Guide to Sharding and Partitioning in Relational Databases

Introduction

As databases grow in size and complexity, managing and querying large volumes of data becomes more challenging. Two popular techniques to address these challenges are partitioning and sharding. Both methods involve breaking down data into smaller, more manageable pieces, but they differ in their approach and use cases. This blog post will explore the concepts of partitioning and sharding, their similarities and differences, and when to use each technique.

What is Partitioning?

Partitioning is a database design technique that divides a table into smaller, more manageable parts called partitions. Each partition is a subset of the data within a single database instance, based on specific criteria such as value ranges, lists of values, or hash functions.

Let's consider an e-commerce database with a large dataset. One can apply different partitioning strategies to this table:

Range Partitioning by Date: Partition the orders table by date ranges, which is useful for managing historical data and improving query performance for date-based queries.
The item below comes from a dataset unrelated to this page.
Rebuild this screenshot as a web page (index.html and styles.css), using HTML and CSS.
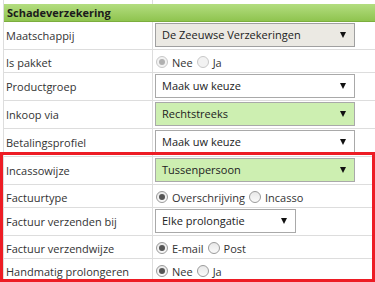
FILE: index.html
```html
<!DOCTYPE html>
<html lang="nl">
<head>
    <meta charset="UTF-8">
    <meta name="viewport" content="width=device-width, initial-scale=1.0">
    <title>Schadeverzekering</title>
    <link rel="stylesheet" href="styles.css">
</head>
<body>
    <div class="sheet">
        <div class="row row-top"><div class="label"></div><div class="value"></div></div>
        <div class="head">Schadeverzekering</div>

        <div class="row row-select">
            <div class="label">Maatschappij</div>
            <div class="value"><div class="select select-locked">De Zeeuwse Verzekeringen</div></div>
        </div>
        <div class="row row-radio">
            <div class="label">Is pakket</div>
            <div class="value">
                <label class="opt disabled"><span class="radio on"></span>Nee</label>
                <label class="opt disabled"><span class="radio"></span>Ja</label>
            </div>
        </div>
        <div class="row row-select">
            <div class="label">Productgroep</div>
            <div class="value"><div class="select">Maak uw keuze</div></div>
        </div>
        <div class="row row-select">
            <div class="label">Inkoop via</div>
            <div class="value"><div class="select select-ok">Rechtstreeks</div></div>
        </div>
        <div class="row row-select">
            <div class="label">Betalingsprofiel</div>
            <div class="value"><div class="select">Maak uw keuze</div></div>
        </div>

        <!-- gemarkeerde velden -->
        <div class="row row-select">
            <div class="label">Incassowijze</div>
            <div class="value"><div class="select select-ok">Tussenpersoon</div></div>
        </div>
        <div class="row row-radio">
            <div class="label">Factuurtype</div>
            <div class="value">
                <label class="opt"><span class="radio on"></span>Overschrijving</label>
                <label class="opt"><span class="radio"></span>Incasso</label>
            </div>
        </div>
        <div class="row row-select">
            <div class="label">Factuur verzenden bij</div>
            <div class="value"><div class="select select-small">Elke prolongatie</div></div>
        </div>
        <div class="row row-radio">
            <div class="label">Factuur verzendwijze</div>
            <div class="value">
                <label class="opt"><span class="radio on"></span>E-mail</label>
                <label class="opt"><span class="radio"></span>Post</label>
            </div>
        </div>
        <div class="row row-radio">
            <div class="label">Handmatig prolongeren</div>
            <div class="value">
                <label class="opt"><span class="radio on"></span>Nee</label>
                <label class="opt"><span class="radio"></span>Ja</label>
            </div>
        </div>

        <div class="highlight"></div>
    </div>
</body>
</html>
```

FILE: styles.css
```css
html, body {
    overflow: hidden;
}
body {
    margin: 0;
    font-family: 'Open Sans', 'Noto Sans', sans-serif;
    font-size: 11px;
    color: #333;
    background-color: #fff;
}
.sheet {
    position: relative;
    margin-left: 3px;
    width: 371px;
    border-left: 1px solid #ddd;
}
.row {
    display: grid;
    grid-template-columns: 149px 1fr;
    border-bottom: 1px solid #ddd;
}
.row-top {
    height: 4px;
    border-bottom: none;
}
.row-select {
    height: 27px;
}
.row-radio {
    height: 22px;
}
.label {
    display: flex;
    align-items: center;
    padding-left: 2px;
    border-right: 1px solid #ddd;
    white-space: nowrap;
}
.value {
    display: flex;
    align-items: center;
    padding-left: 2px;
}
.row-select .value {
    align-items: flex-start;
    padding-top: 1px;
}
.head {
    height: 17px;
    line-height: 17px;
    padding-left: 3px;
    font-weight: bold;
    color: #1b1b1b;
    background: linear-gradient(#b3dd80, #8fc44f);
    border-bottom: 1px solid #7cae3e;
}
.select {
    position: relative;
    box-sizing: border-box;
    width: 200px;
    height: 24px;
    line-height: 22px;
    padding-left: 6px;
    border: 1px solid #a9a9a9;
    background-color: #fff;
    color: #222;
}
.select::after {
    content: "";
    position: absolute;
    right: 8px;
    top: 8px;
    border-left: 3.5px solid transparent;
    border-right: 3.5px solid transparent;
    border-top: 6px solid #111;
}
.select-locked {
    background-color: #ebe9e3;
    border-color: #a0a0a0;
}
.select-ok {
    background-color: #cdefb1;
}
.select-small {
    width: 141px;
}
.opt {
    display: flex;
    align-items: center;
    margin-right: 3px;
    line-height: 22px;
    padding-top: 2px;
}
.radio {
    box-sizing: border-box;
    width: 12px;
    height: 12px;
    margin: 0 4px 2px 1px;
    border-radius: 50%;
    border: 1px solid #9a9a9a;
    background: linear-gradient(#e8e8e8, #fafafa);
    position: relative;
}
.radio.on::after {
    content: "";
    position: absolute;
    left: 2px;
    top: 2px;
    width: 6px;
    height: 6px;
    border-radius: 50%;
    background: #555;
}
.disabled .radio {
    border-color: #c8c8c8;
    background: #f2f2f2;
}
.disabled .radio.on::after {
    background: #b0b0b0;
}
.highlight {
    position: absolute;
    left: -4px;
    top: 152px;
    width: 375px;
    height: 130px;
    box-sizing: border-box;
    border: 3px solid #ed1c24;
}
```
List Partitioning by Region: If the e-commerce platform operates in different regions, it can be partitioned by the customers table by region for better data locality.

What is Sharding?

Sharding is a database architecture technique that involves distributing data across multiple separate database servers, each called a shard. Each shard is an independent database instance, and collectively, the shards make up a single logical database.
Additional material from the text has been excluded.